Este comentário foi removido pelo autor.
carla cursino disse...

Ah, Iasa...Esse texto parece ter sido escrito para mim. Eu e meu mundinho cheio de problemas...Mas, sim, são eles que me impulsionam, que me dão forças. É quase uma contradição; as coisas supostamente ruins nos fortalecem. A vida é mesmo irônica.
Beijo!

Ana disse...

Hoje a minha professora de filosofia estava me falando algo sobre isso.. Por que a minha amiga disse "ah, professora.. quem faz filosofia deve encontrar muitas respostas, digo, pra si mesmo né? a senhora deve ser uma pessoa super bem resolvida!". E bem, ela disse que não era, e que jamais gostaria de ser. Disse que temos que ter problemas mesmo, porque eles nos movem. E ela disse também que as pessoas bem resolvidas são infelizes, por não terem mais o que fazer. Os problemas são o amargo da vida, mas sem o amargo não teria o doce, o salgado e os demais sabores. Eles existirão sempre, os problemas. Mas também existirá, sempre e sempre, a opção de não pensar neles por alguns instantes.

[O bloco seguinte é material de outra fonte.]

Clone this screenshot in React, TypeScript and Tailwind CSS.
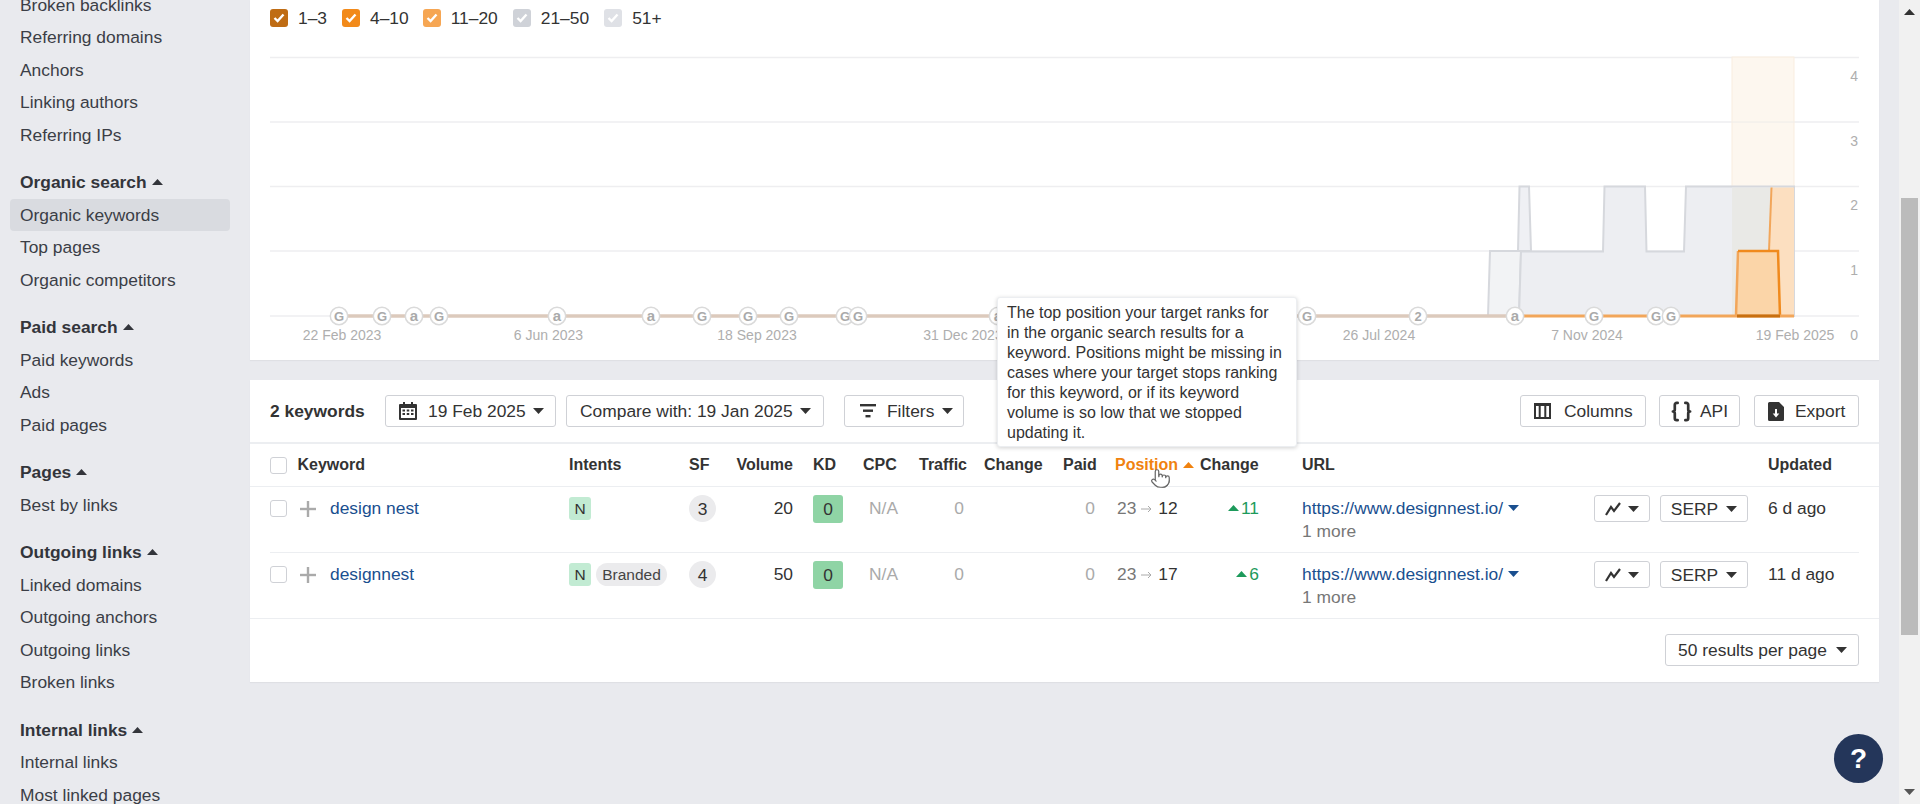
import { Braces, Pointer } from 'lucide-react';

const sections = [
  { title: null, items: ['Broken backlinks', 'Referring domains', 'Anchors', 'Linking authors', 'Referring IPs'] },
  { title: 'Organic search', items: ['Organic keywords', 'Top pages', 'Organic competitors'] },
  { title: 'Paid search', items: ['Paid keywords', 'Ads', 'Paid pages'] },
  { title: 'Pages', items: ['Best by links'] },
  { title: 'Outgoing links', items: ['Linked domains', 'Outgoing anchors', 'Outgoing links', 'Broken links'] },
  { title: 'Internal links', items: ['Internal links', 'Most linked pages'] },
];

const legend = [
  { label: '1–3', box: 'bg-[#bf6c14]', mr: 'mr-[15px]' },
  { label: '4–10', box: 'bg-[#f28a1a]', mr: 'mr-[14px]' },
  { label: '11–20', box: 'bg-[#f6a653]', mr: 'mr-[15px]' },
  { label: '21–50', box: 'bg-[#cfd2d8]', mr: 'mr-[15px]' },
  { label: '51+', box: 'bg-[#dfe1e6]', mr: '' },
];

const markers: [number, string][] = [
  [339, 'G'], [382, 'G'], [414, 'a'], [439, 'G'], [557, 'a'], [651, 'a'], [702, 'G'], [748, 'G'], [789, 'G'],
  [845, 'G'], [858, 'G'], [998, 'a'], [1307, 'G'], [1418, '2'], [1515, 'a'], [1594, 'G'], [1656, 'G'], [1671, 'G'],
];

const dates: [number, string][] = [
  [342, '22 Feb 2023'], [548.5, '6 Jun 2023'], [757, '18 Sep 2023'], [963, '31 Dec 2023'],
  [1379, '26 Jul 2024'], [1587, '7 Nov 2024'], [1795, '19 Feb 2025'],
];

const tooltipLines = [
  'The top position your target ranks for',
  'in the organic search results for a',
  'keyword. Positions might be missing in',
  'cases where your target stops ranking',
  'for this keyword, or if its keyword',
  'volume is so low that we stopped',
  'updating it.',
];

const rows = [
  { keyword: 'design nest', branded: false, sf: 3, volume: 20, to: 12, change: 11, updated: '6 d ago' },
  { keyword: 'designnest', branded: true, sf: 4, volume: 50, to: 17, change: 6, updated: '11 d ago' },
];

const gridCols =
  'grid grid-cols-[299px_120px_44px_60px_70px_56px_65px_79px_52px_85px_102px_466px_91px]';

function Caret({ up = false, className = 'fill-[#333]' }: { up?: boolean; className?: string }) {
  return (
    <svg width="11" height="6" viewBox="0 0 11 6" className={`shrink-0 ${className}`}>
      <polygon points={up ? '0,6 5.5,0 11,6' : '0,0 11,0 5.5,6'} />
    </svg>
  );
}

function Check() {
  return (
    <svg width="12" height="10" viewBox="0 0 12 10" fill="none" stroke="white" strokeWidth="2.4">
      <path d="M1.5 5 L4.6 8 L10.5 1.5" />
    </svg>
  );
}

function Checkbox() {
  return <span className="block h-[17px] w-[17px] rounded-[3px] border border-[#cfd1d6] bg-white" />;
}

function Button({ children, className = '' }: { children: React.ReactNode; className?: string }) {
  return (
    <button className={`flex h-[32px] items-center rounded-[3px] border border-[#cfd1d6] bg-white text-[#333] ${className}`}>
      {children}
    </button>
  );
}

function Sidebar() {
  return (
    <aside className="mt-[-11.5px] w-[250px] shrink-0 pl-[10px] pr-[20px] text-[17.4px] text-[#3b3e46]">
      {sections.map((section, i) => (
        <div key={i} className={i > 0 ? 'mt-[15px]' : ''}>
          {section.title && (
            <div className="flex h-[32.5px] items-center gap-[5px] px-[10px] font-bold text-[#33353b]">
              {section.title}
              <Caret up className="fill-[#33353b]" />
            </div>
          )}
          {section.items.map((item) => (
            <div
              key={item}
              className={`flex h-[32.5px] items-center rounded-[4px] px-[10px] ${
                item === 'Organic keywords' ? 'bg-[#d9dbe0]' : ''
              }`}
            >
              {item}
            </div>
          ))}
        </div>
      ))}
    </aside>
  );
}

function Chart() {
  return (
    <svg width="1629" height="324" viewBox="250 36 1629 324" className="block font-['Liberation_Sans',sans-serif]">
      {[57.5, 122, 186.5, 251, 316].map((y) => (
        <line key={y} x1="270" x2="1859" y1={y} y2={y} stroke="#eeeef0" strokeWidth="1.5" />
      ))}
      <rect x="1732" y="57" width="62" height="259" fill="#fdf6ec" stroke="#f9eddf" fillOpacity="0.85" />
      {[122, 186.5].map((y) => (
        <line key={y} x1="1732" x2="1794" y1={y} y2={y} stroke="#f0eeea" strokeWidth="1" />
      ))}
      <path d="M1488 316 L1490 251 L1521 251 L1519 316 Z" fill="#f2f3f5" stroke="#d6d8dd" strokeWidth="2" />
      <path d="M1518 251 L1519.5 186.5 L1529 186.5 L1531 251 Z" fill="#eff0f4" stroke="#d6d8dd" strokeWidth="2" />
      <path
        d="M1519 316 L1521 251.5 L1603 251.5 L1604.5 186.5 L1645 186.5 L1646.5 251.5 L1684 251.5 L1686 186.5 L1794 186.5 L1794 316 Z"
        fill="#edeef2"
        stroke="#d6d8dd"
        strokeWidth="2"
      />
      <rect x="1732" y="187.5" width="40" height="128" fill="#e9e9e6" />
      <path d="M1769 251 L1771.5 187.5 L1794 187.5 L1794 316 L1769 316 Z" fill="#fcdfc0" />
      <path d="M1769 251 L1771.5 187.5" stroke="#f2a65a" strokeWidth="2" fill="none" />
      <path d="M1736 316 L1738 251 L1778 251 L1780 316 Z" fill="#fbd5a8" />
      <path d="M1736 316 L1738 251" stroke="#f2a65a" strokeWidth="2.5" fill="none" />
      <path d="M1738 251 L1778 251 L1780 316" stroke="#f08a1d" strokeWidth="2.5" fill="none" />
      <line x1="339" x2="1515" y1="316" y2="316" stroke="#dccabc" strokeWidth="3.5" />
      <line x1="1515" x2="1794" y1="316" y2="316" stroke="#f2a65a" strokeWidth="3" />
      <line x1="1737" x2="1780" y1="316" y2="316" stroke="#c87010" strokeWidth="3" />
      {markers.map(([x, glyph]) => (
        <g key={x}>
          <circle cx={x} cy="316" r="8.7" fill="white" stroke="#dadada" strokeWidth="1.5" />
          <text x={x} y="320.5" textAnchor="middle" fontSize={glyph === 'a' ? 15 : 13} fontWeight="700" fill="#aaaaaa">
            {glyph}
          </text>
        </g>
      ))}
      {dates.map(([x, date]) => (
        <text key={date} x={x} y="340" textAnchor="middle" fontSize="14" fill="#aeaeae">
          {date}
        </text>
      ))}
      {[[4, 81], [3, 146], [2, 210], [1, 275], [0, 340]].map(([n, y]) => (
        <text key={n} x="1858" y={y} textAnchor="end" fontSize="14" fill="#aeaeae">
          {n}
        </text>
      ))}
    </svg>
  );
}

function Toolbar() {
  return (
    <div className="flex h-[62px] items-center px-5 text-[17.4px]">
      <span className="mr-[20px] w-[95px] whitespace-nowrap font-bold text-[#333]">2 keywords</span>
      <Button className="mr-[10px] w-[171px] pl-[13px]">
        <svg width="18" height="18" viewBox="0 0 18 18" className="mr-[11px] fill-[#333]">
          <path fillRule="evenodd" d="M4 0h2v2h6V0h2v2h3a1 1 0 0 1 1 1v14a1 1 0 0 1-1 1H1a1 1 0 0 1-1-1V3a1 1 0 0 1 1-1h3zM2 6v10h14V6zm1.5 1.5h2.5v2H3.500zm4.250 0h2.500v2h-2.500zm4.250 0h2.500v2H12zM3.500 11h2.500v2H3.500zm4.250 0h2.500v2h-2.500zm4.250 0h2.500v2H12z" />
        </svg>
        <span className="mr-[7px] whitespace-nowrap">19 Feb 2025</span>
        <Caret />
      </Button>
      <Button className="mr-[20px] w-[258px] pl-[13px]">
        <span className="mr-[7px] whitespace-nowrap">Compare with: 19 Jan 2025</span>
        <Caret />
      </Button>
      <Button className="w-[120px] pl-[15px]">
        <svg width="16" height="14" viewBox="0 0 16 14" className="mr-[11px] fill-[#333]">
          <rect x="0" y="0" width="16" height="2.400" />
          <rect x="3" y="5.500" width="10" height="2.400" />
          <rect x="5.500" y="11" width="5" height="2.400" />
        </svg>
        <span className="mr-[8px]">Filters</span>
        <Caret />
      </Button>
      <Button className="ml-auto mr-[13px] w-[126px] pl-[13px]">
        <svg width="17" height="16" viewBox="0 0 17 16" className="mr-[13px] fill-[#333]">
          <path fillRule="evenodd" d="M0 0h17v16H0zM2 3v11h2.700V3zm4.700 0v11h3.600V3zm5.600 0v11H15V3z" />
        </svg>
        Columns
      </Button>
      <Button className="mr-[14px] w-[81px] pl-[10px]">
        <Braces size={23} strokeWidth={2.8} className="mr-[7px] text-[#333]" />
        API
      </Button>
      <Button className="w-[105px] pl-[13px]">
        <svg width="16" height="19" viewBox="0 0 16 19" className="mr-[11px] fill-[#333]">
          <path fillRule="evenodd" d="M1.500 0H11l5 5v12.500a1.500 1.500 0 0 1-1.500 1.500h-13A1.500 1.500 0 0 1 0 17.500v-16A1.500 1.500 0 0 1 1.500 0zM7 7v4.500H4.700L8 15.500l3.300-4H9V7z" />
        </svg>
        Export
      </Button>
    </div>
  );
}

function TableHeader() {
  return (
    <div className="border-y border-t-2 border-[#eceef1] px-5">
      <div className={`${gridCols} h-[42px] items-center text-[16px] font-bold text-[#333]`}>
        <div className="flex items-center gap-[10.5px]">
          <Checkbox />
          Keyword
        </div>
        <div>Intents</div>
        <div>SF</div>
        <div className="text-right">Volume</div>
        <div className="pl-[20px]">KD</div>
        <div>CPC</div>
        <div>Traffic</div>
        <div>Change</div>
        <div>Paid</div>
        <div className="flex items-center gap-[5px] text-[#f0820f]">
          Position
          <Caret up className="fill-[#f0820f]" />
        </div>
        <div>Change</div>
        <div>URL</div>
        <div>Updated</div>
      </div>
    </div>
  );
}

function Row({ row }: { row: (typeof rows)[number] }) {
  return (
    <div className={`${gridCols} h-[65px] pt-[8px] text-[17.4px] leading-[26px] text-[#333]`}>
      <div className="flex items-start">
        <span className="mt-[5px]">
          <Checkbox />
        </span>
        <svg width="16" height="16" viewBox="0 0 16 16" className="ml-[13px] mr-[14px] mt-[6px] fill-[#aaa]">
          <rect x="6.800" y="0" width="2.400" height="16" />
          <rect x="0" y="6.800" width="16" height="2.400" />
        </svg>
        <span className="text-[#1a4f8f]">{row.keyword}</span>
      </div>
      <div className="flex items-start gap-[5px]">
        <span className="mt-[2px] flex h-[23px] w-[22px] items-center justify-center rounded-[3px] bg-[#c2ebd3] text-[15.500px]">
          N
        </span>
        {row.branded && (
          <span className="mt-[2px] flex h-[23px] w-[71px] items-center justify-center rounded-full bg-[#ebebed] text-[15.500px] text-[#444]">
            Branded
          </span>
        )}
      </div>
      <div>
        <span className="flex h-[27px] w-[27px] items-center justify-center rounded-full bg-[#ebebed]">{row.sf}</span>
      </div>
      <div className="text-right">{row.volume}</div>
      <div className="pl-[20px]">
        <span className="flex h-[28px] w-[30px] items-center justify-center rounded-[3px] bg-[#8fd4a5]">0</span>
      </div>
      <div className="pl-[6px] text-[#aaa]">N/A</div>
      <div className="pr-[20px] text-right text-[#aaa]">0</div>
      <div />
      <div className="pr-[20px] text-right text-[#aaa]">0</div>
      <div className="flex items-start pl-[2px]">
        <span className="text-[#777]">23</span>
        <svg width="11" height="8" viewBox="0 0 11 8" className="ml-[5px] mr-[6px] mt-[10px] fill-none stroke-[#aaa]">
          <path d="M0 4h10M7 1l3 3-3 3" />
        </svg>
        <span>{row.to}</span>
      </div>
      <div className="flex w-[59px] items-start justify-end gap-[2px] text-[#1d9a5b]">
        <Caret up className="mt-[10px] fill-[#1d9a5b]" />
        {row.change}
      </div>
      <div className="flex items-start justify-between pr-[20px]">
        <div>
          <div className="flex items-center gap-[5px] text-[#1a4f8f]">
            https://www.designnest.io/
            <Caret className="fill-[#1a4f8f]" />
          </div>
          <div className="leading-[20px] text-[#777]">1 more</div>
        </div>
        <div className="flex gap-[10px]">
          <button className="flex h-[27px] w-[56px] items-center justify-center gap-[7px] rounded-[3px] border border-[#cfd1d6]">
            <svg width="16" height="14" viewBox="0 0 16 14" fill="none" stroke="#333" strokeWidth="2.200">
              <path d="M1 13 L6 5 L9 9 L15 1" />
            </svg>
            <Caret />
          </button>
          <button className="flex h-[27px] w-[88px] items-center justify-center gap-[8px] rounded-[3px] border border-[#cfd1d6]">
            SERP
            <Caret />
          </button>
        </div>
      </div>
      <div>{row.updated}</div>
    </div>
  );
}

export default function App() {
  return (
    <div className="relative flex h-[804px] overflow-hidden bg-[#e9eaee] font-['Liberation_Sans',sans-serif]">
      <Sidebar />
      <main className="w-[1649px] shrink-0 pr-[20px]">
        <section className="h-[360px] bg-white shadow-[0_1px_1px_#dfe0e4]">
          <div className="flex h-[36px] items-center px-5 text-[17.4px] text-[#333]">
            {legend.map((item) => (
              <label key={item.label} className={`flex items-center gap-[10px] ${item.mr}`}>
                <span className={`flex h-[18px] w-[18px] items-center justify-center rounded-[3px] ${item.box}`}>
                  <Check />
                </span>
                {item.label}
              </label>
            ))}
          </div>
          <Chart />
        </section>
        <section className="mt-[20px] h-[302px] bg-white shadow-[0_1px_1px_#dfe0e4]">
          <Toolbar />
          <TableHeader />
          <div className="px-5">
            <div className="border-b border-[#eceef1]">
              <Row row={rows[0]} />
            </div>
          </div>
          <div className="border-b border-[#eceef1] px-5">
            <Row row={rows[1]} />
          </div>
          <div className="flex justify-end px-5 pt-[15px]">
            <Button className="w-[194px] justify-center gap-[9px] pl-[1px] text-[17.4px]">
              50 results per page
              <Caret />
            </Button>
          </div>
        </section>
      </main>
      <div className="flex w-[21px] flex-col items-center bg-[#f1f1f1] pt-[9px]">
        <Caret up className="fill-[#333]" />
        <div className="mt-[183px] h-[437px] w-[17px] bg-[#bbbbbb]" />
        <div className="mt-auto mb-[9px]">
          <Caret className="fill-[#555]" />
        </div>
      </div>

      {/* Tooltip and overlays */}
      <div className="absolute left-[997px] top-[297px] h-[150px] w-[300px] whitespace-nowrap rounded-[3px] border border-[#eceef1] bg-white pl-[9px] pt-[5px] text-[16px] leading-[20px] text-[#333] shadow-[0_1px_4px_rgba(0,0,0,0.18)]">
        {tooltipLines.map((line) => (
          <div key={line}>{line}</div>
        ))}
      </div>
      <Pointer size={21} strokeWidth={1.4} className="absolute left-[1150px] top-[468px] fill-white text-[#666]" />
      <div className="absolute left-[1834px] top-[734px] flex h-[49px] w-[49px] items-center justify-center rounded-full bg-[#24365a] text-[28px] font-bold text-white">
        ?
      </div>
    </div>
  );
}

Engraçado ela ter dito isso e você escrever sobre a mesma coisa.. Se cuida! Beijo.

Flavia S. disse...

Iasa, não me fode a vida :(

Moimechego disse...

Sei que vai soar repetitivo, mas não tem outro jeito: seus textos são de uma maturidade e de uma densidade assombrosas. Você escreve bem demais, tem talento, tem estilo, e seus textos têm beleza. Sim, beleza, essa palavrinha tão fora de moda, que provoca risadinhas mal abafadas de escarninho nos cínicos e caretas de ojeriza nos frívolos. E falo de Beleza de verdade, maiúscula, meio masoquista, que dói um poquitim mas é dor que alegra, como no samba de Candeia:

"E se houver tristeza que seja bonita, na paz do Senhor
Pois tristeza feia o poeta não gosta, na paz do Senhor"

Naiady disse...

O triste destino da.. mulher.

Drico Moraes disse...

"Ela gostava das lágrimas dele, e estendia seus belos dedos fazendo-as rolar por eles. Sua voz era tão baixa que no começo ele não conseguia entender o que ela dizia. Enão, ele entendeu. Ela disse que pensava que poderia sarar se as crianças acreditassem em fadas."
James M. Barrie, Peter Pan

P.S. não parei não só tinha esquecido a senha do blog :)

Anônimo disse...

bonito, muuuuito bonito!
iasinha...

madá disse...

eu te vejo sumir por aí.


eu vou ao show de chico.
e é claro que essa música remete você, sempre!